D’autres facteurs sont également pertinents pour comprendre cette crise. Sur la base de ma connaissance de la région en tant qu’historien ayant étudié le barrage d’Akosombo et son impact sur la vie des habitants de la Basse-Volta, j’attribuerais l’ampleur de la calamité à deux facteurs supplémentaires.

L’un concerne les changements écologiques et économiques apportés par la construction du barrage d’Akosombo. Les zones touchées par les inondations ont été peuplées d’agriculteurs qui se sont installés là-bas après qu’ils ne pouvaient plus cultiver et pêcher ailleurs dans la Basse Volta une fois le barrage construit.

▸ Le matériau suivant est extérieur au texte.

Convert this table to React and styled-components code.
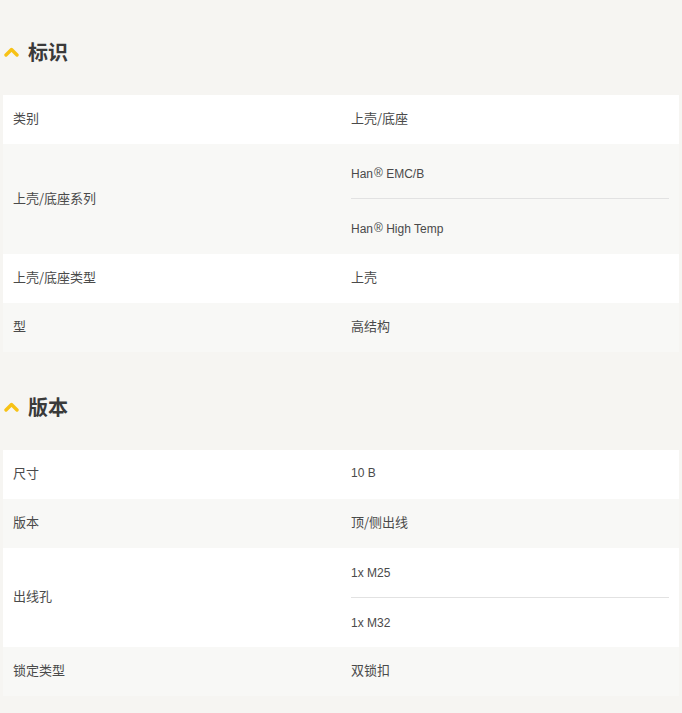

Le second concerne les défaillances de la Volta River Authority, qui gère le barrage.

L’histoire

La Basse-Volta se situe sous les deux grands barrages hydroélectriques du pays, Akosombo, achevé en 1965, et Kpong , achevé en 1982.

Le projet du fleuve Volta était le plus grand projet de développement du Ghana. Le barrage d’Akosombo et une fonderie d’aluminium en étaient les principaux bénéficiaires. Même dans les années 1950, les planificateurs du projet reconnaissaient que la construction d’un barrage sur la Volta aurait de graves conséquences économiques sur la Basse-Volta. Il a également été reconnu que le projet entraînerait des changements écologiques majeurs.

Dans son rapport de 1956 , la commission préparatoire, qui a étudié de près le projet de la Volta, a détaillé les changements à venir.

La première était que la construction du barrage mettrait fin au cycle écologique qui nourrissait la Basse-Volta depuis des siècles. La région était habituée à d’importantes inondations annuelles qui remplissaient des centaines de petits ruisseaux, fertilisaient les terres agricoles et créaient de grandes pêcheries. Le cycle des inondations annuelles a permis une société agricole prospère avec l’agriculture, la pêche et la cueillette des palourdes (qui étaient en grande partie réalisées par les femmes).

Pendant la saison sèche, les hommes migraient vers l’amont pour pêcher, chasser, cultiver et construire des bateaux.

Une fois Akosombo construit, les inondations annuelles ont cessé. Le barrage a créé une rivière régulée en aval.

La commission préparatoire a mis en garde contre les changements radicaux que le barrage entraînerait en aval. Mais les décideurs politiques et les gouvernements du Ghana les ont ignorés.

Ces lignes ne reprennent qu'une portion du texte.